Ads: Most interested in, not influenced by


A recent Harris Poll found that 55% of surveyed Americans find advertising – any type – to be either very or somewhat interesting (8% and 47% respectively), while 41% say it isn’t (28% not that interesting, 13% not at all). But only 35% say that advertising is influential (6% very, 29% somewhat), compared to 54% who say it isn’t influential. However, for advertising-based media, there is much to celebrate in the results. And part of the good news is the most interested and influenced are the young and the wealthy.

68% of 18-34s confess their interest in ads, followed by 60% of 35-44s, 49% of 45-54s and 46% of 55+s. (Then there is our mom, who is pushing 80 and can seemingly be staring right at a commercial and be totally unaware of it – by training, not declining faculties.)

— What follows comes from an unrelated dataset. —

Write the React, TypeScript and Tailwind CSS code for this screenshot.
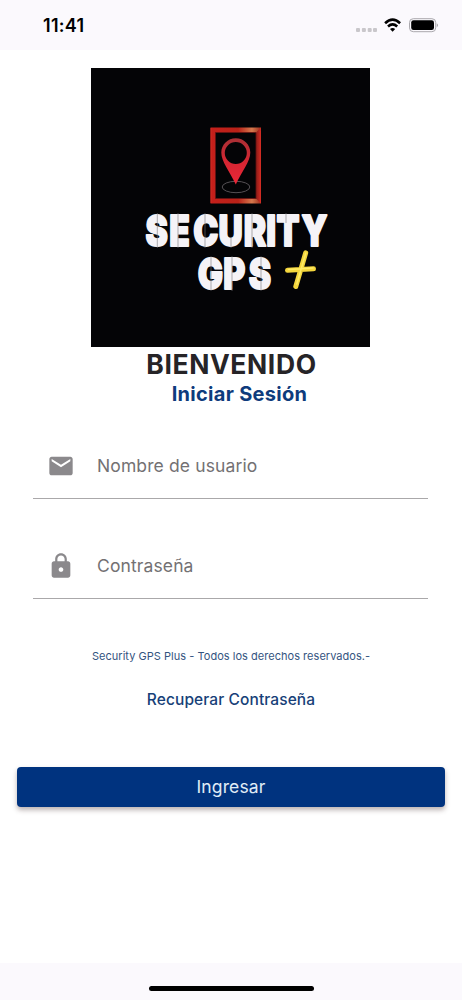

62% of those in households earning $75K or more annually land in the interested camp, with interest levels for households earning less ranging from 52% to 56%.
Those who admit to being influenced by ads are again led by 18-34s, 45% of whom so admit. The other demos track at 37%, 28% and 29%.

Harris wrote, “These days advertisers are in a quandary. They need to promote their products and services yet be mindful of the fact that consumers are just not spending much money. How do they get their attention? Advertisers need to grab the consumers’ attention – make the ads stand out and that seems to be working, especially with the ever important 18-34 demographic. But, the sticking point is having the advertisements actually influence the purchase. One thing to remember is that some people don’t like to admit they were influenced – the fact that over one-third of Americans do admit to it means that advertisers are, in fact, getting the job done.”

RBR/TVBR observation: The great news is Harris’ ultimate analysis that advertising is working just fine. We agree. It’s human nature. Who among us, when confronted with competing products for an item rarely on one’s shopping list, won’t pay just a little bit more for the one with a familiar name? The fact that the young are most open is great too – that’s the time to build brand habits.